Paris, April 2000

Arc de Triomphe

Eiffel Tower

If you go, climb the stairs. It's cheaper, you spend less time in line, and there are more engineer-geek opportunities to gawk at the steelwork.

My pictures from the top are all uniformly horrible, but here's one just so that I can prove I was there.
Notre Dame


Museums

The pyramidal entrance gallery to the Louvre. (You can do almost anything with a camera, including taking flash photography, inside, but I would've felt so guilty if I did that I didn't.)

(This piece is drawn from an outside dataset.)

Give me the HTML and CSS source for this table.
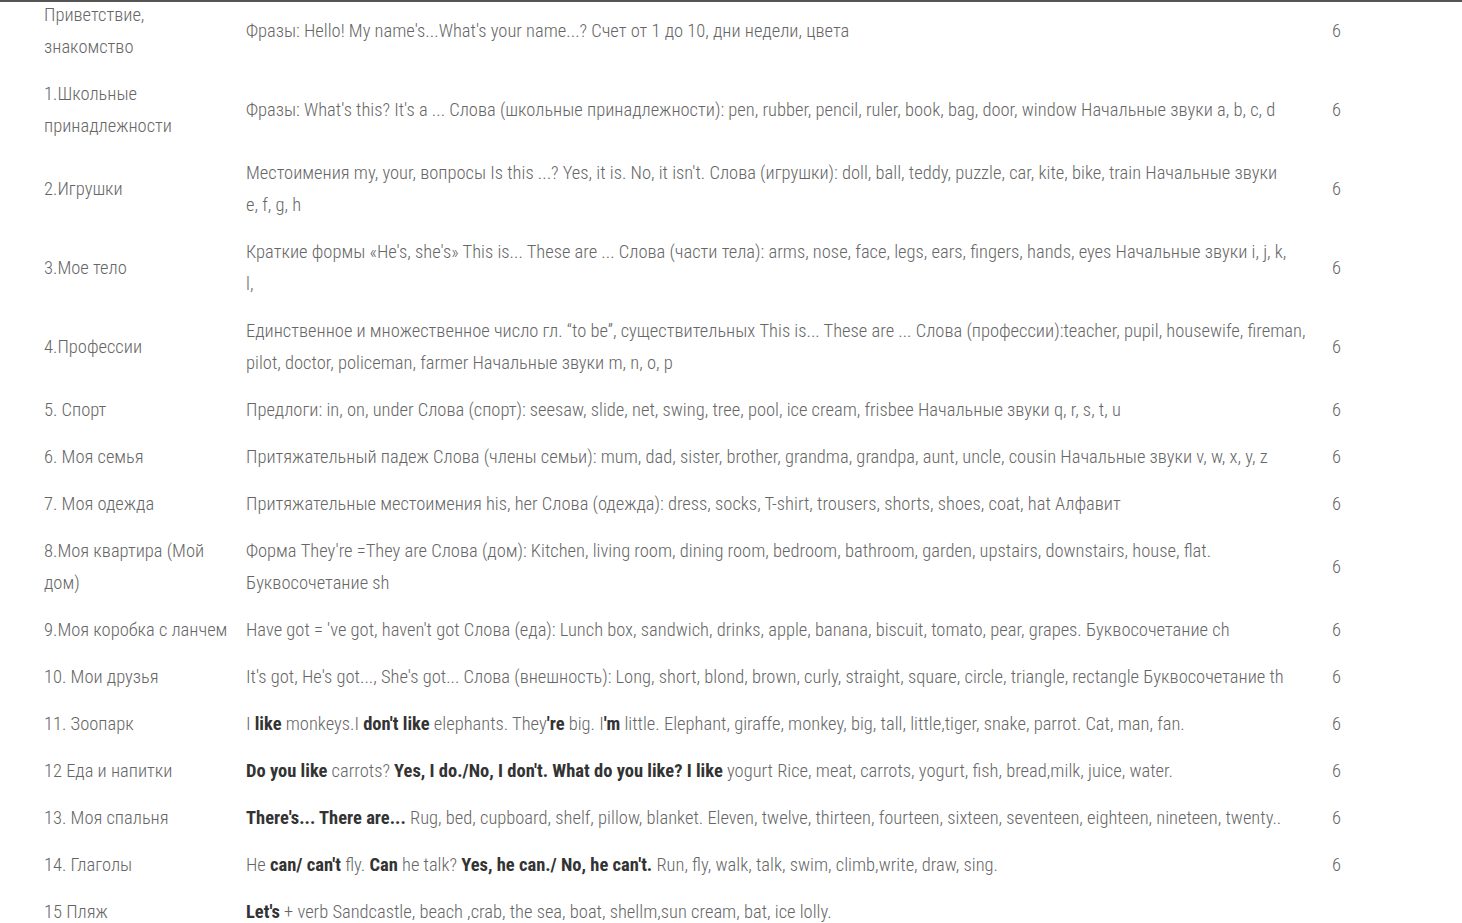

The Musee 'd Orsay, a converted railway station on the banks of the Seine, was my favorite art museum in Paris. The museum covers the period from 1848 to World War I, which means a lot of Impressionists and like-minded art. It's pretty large, but it felt small and accessible compared to the gargantuaness of the Louvre earlier in the day.


Versailles

The royal bedchamber. The throne room.
The famous Hall of Mirrors.

Hameau de la Reine

I found one of the more interesting items (missed by many, I'm sure, because it's a fair walk from the palace through the gardens to get to it) to be this little English village — complete with thatched roofs, swans in the lake, and all — apparently built at the direction of Marie Antoinette because, well, she was Queen, and she wanted an English village.


Disneyland Paris

Okay, so I'm a philistine for going to Disneyland when I'm in France, but it turned out that that Monday was a public holiday, so most all of the museums and other likely tourist destinations (that weren't regularly closed on Mondays) were closed. And hey, I'm a native Anaheim boy, so I had to go to make comparisions to the original.

To save visitors the trouble of travelling overseas to see the worst of America first-hand, Disney concentrated it all — sports bars, Planet Hollywood, bright pink restaurants with generic names like "STEAKHOUSE" — in one small area called Disney Village.